The value that data teams add to an organisation depends on decisions that people don't always realise they're making.

Why no two ‘data dream teams’ are built the same
Data teams enable enterprises to use information to create value and build resilience. Image credit: Shutterstock

Organisations generate vast amounts of data, from schedules and budgets to productivity metrics and workforce records. Their data teams help them to convert this mountain of raw material into information that supports better decisions. 

There is no single blueprint for building an effective data team. Each enterprise must make structural choices reflecting its own needs and attitudes.

Much of this task hinges on three recurring trade-offs. If you get the balance right in each case, your data team can become central to value creation. 

The Making of a Data Dream Team, a research report published by the Infrastructure Client Group (ICG) and the UK chapter of the Data Management Association, explores this subject in depth.

How to create a ‘data dream team’

There's no single blueprint for building an effective data team. Each organisation must make choices reflecting its own needs and attitudes.

Much of this task hinges on three recurring trade-offs. If an organisation gets the balance right in each case, its data team can become central to value creation.
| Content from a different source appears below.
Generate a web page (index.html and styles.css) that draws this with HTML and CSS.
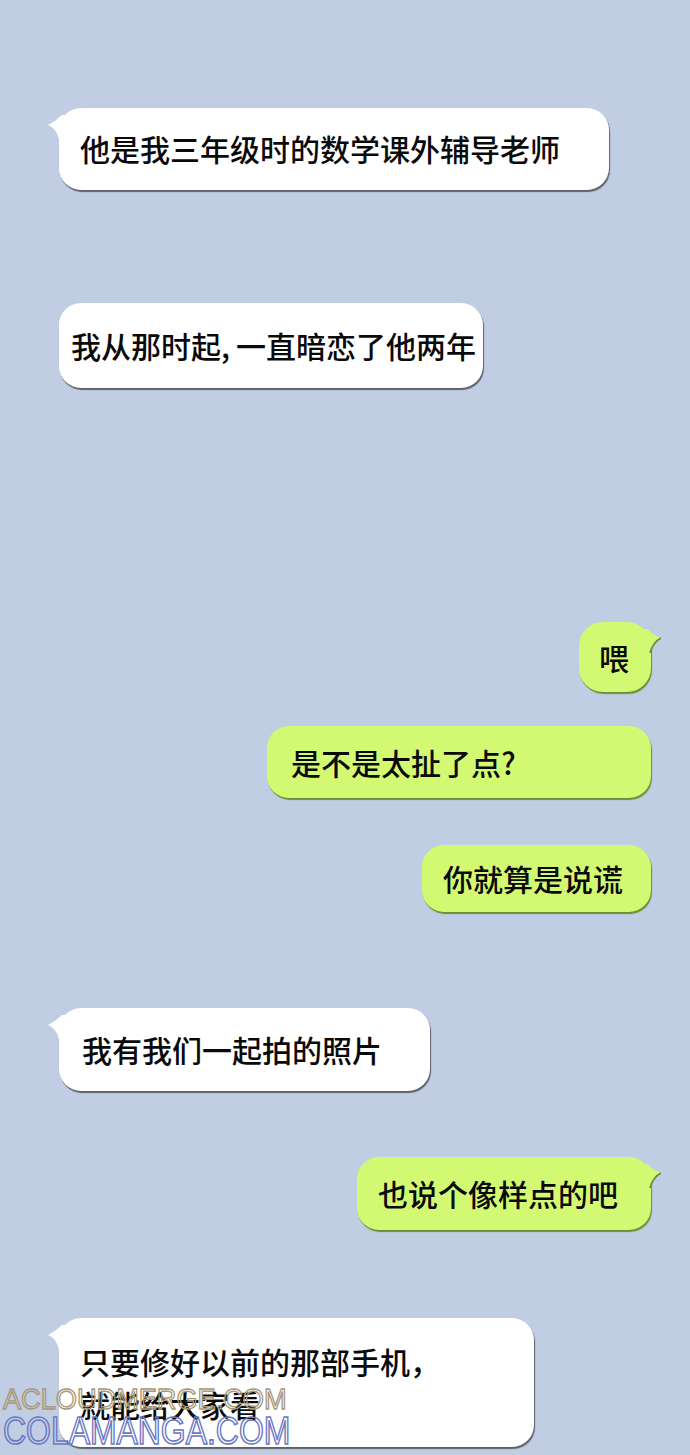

For infrastructure owners, where data underpins processes ranging from asset management to regulatory compliance, such choices can be particularly impactful.

The three trade-offs that shape data teams

1. Defensive or offensive?

In heavily regulated sectors, data specialists tend to focus on protective basics such as data security and compliance. 

Elsewhere, they are more likely to be on the front foot, helping decision-makers to use data to improve and grow the business.

2. Technological or analytical?

Some teams are focused on systems, platforms and automation. Others prioritise data analysis, modelling and visualisation.

Most organisations require expertise in both areas, but the balance is rarely explicit.

3. Centralised or federated?

Operating a centralised team provides consistency, thorough governance and shared infrastructure. 

Meanwhile, a federated model embeds data expertise within business units, where it can be more responsive to their specific needs.

The right balance will depend on the organisation’s data maturity and how its departments collaborate.

How are these decisions made?

In practice, organisations rarely make these trade-offs explicitly. But such choices determine whether a data team and the business units it supports are set up for success.

They also influence where responsibility sits, how teams are resourced and how accountable they are for various outcomes.

Data teams must often build relationships and find new ways to contribute to decisions affecting key data assets.

Often, data functions are spread among IT, financial, strategic and operational teams, as shared many of the survey respondents that contributed to our report.

The benefits of deliberate choices

Organisations rarely start with a blank slate. Most are working within the limits of long-established systems and structures.

They often treat data as a by-product of their IT investment, instead of an asset in its own right.

As a result, they can make decisions about the funding and accountability of data teams indirectly, through technological and organisational design choices, rather than explicitly.

At the same time, the fact that data flows across functions that evolve at different speeds makes it hard to maintain a clear, consistent overview.

Failing to make deliberate choices about how data is managed and used will still produce an outcome in this context, but not necessarily the one intended.

What the best data teams understand

The research confirms the intuitive idea that high-performing data teams have a deep appreciation of the following:

  • which data is most important to the organisation;
  • how that data is used and re-used across various systems; and
  • the cost and value attached to different data assets.

With this knowledge, they can move beyond managing systems and/or mitigating data risks and become integral to their organisations’ work.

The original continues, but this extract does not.